Monday, August 9, 2010

shark week

i didn't want to do it. i really did not. but i did.

i turned on discovery and watched the top five eaten alive by a shark stories. honestly, the title was misleading.  these people were all still alive, therefore they were not eaten alive. obviously.

my favorite one was a guy who found his head and shoulders inside of a great white's mouth.  i have got to say, i give the guy credit.  he fought the shark. i can't say i would do the same if i found myself in a sharks mouth.  regardless after a good fight, the shark let him go and he swam up to the boat.  he then decided that he was not going to stop diving in the same waters because he was not going to "let the shark win". 

last time i checked, having a shark try and eat you is not something that the shark did in an effort to fuck you up emotionally.  he was hungry. he saw food. he bit into the food.  this isn't some on and off relationship where you tell yourself you have to get back on the dating scene otherwise your ex-girlfriend wins the fight by knowing she fucked you up in the head.  its a shark. if you show up again and the shark is hungry, he will try and eat you.  there is not emotional or mental aspect.  you look like big fish and you taste delicious.  thats all the shark knows. idiot.
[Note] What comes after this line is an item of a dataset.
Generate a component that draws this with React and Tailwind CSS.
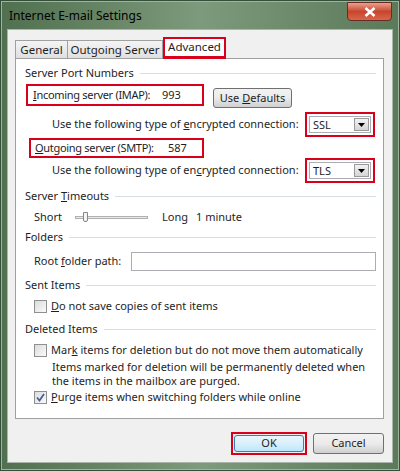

i also watched "i didn't know i was pregnant".  first of all, the fact that they have enough stories to create a weekly program out of this situation is pretty god damn scary...for any woman.  second, the specific one i was watching involved a woman who was in terrible pain, bleeding from her lady parts...and when the baby finally came out decided that the paramedics were crazy and there was no way that was her baby.  really lady?  your bleeding and having terrible cramping and then something comes flying out of your vagina to which you claim "made me feel so much better"...and there is a baby covered in uterus goo...and you still think there is no way it was yours?  after she finally figured out it was, she then told her other kids that they would be bringing home a special souvenir from their boating trip.  i don't know about you, but if my mom and dad went on a boating trip one day and came back with a baby, i would first wonder if my parents were kidnappers and then i would be pissed because babies get more attention.  thats bullshit mom and dad!!  i would rather just have a keychain!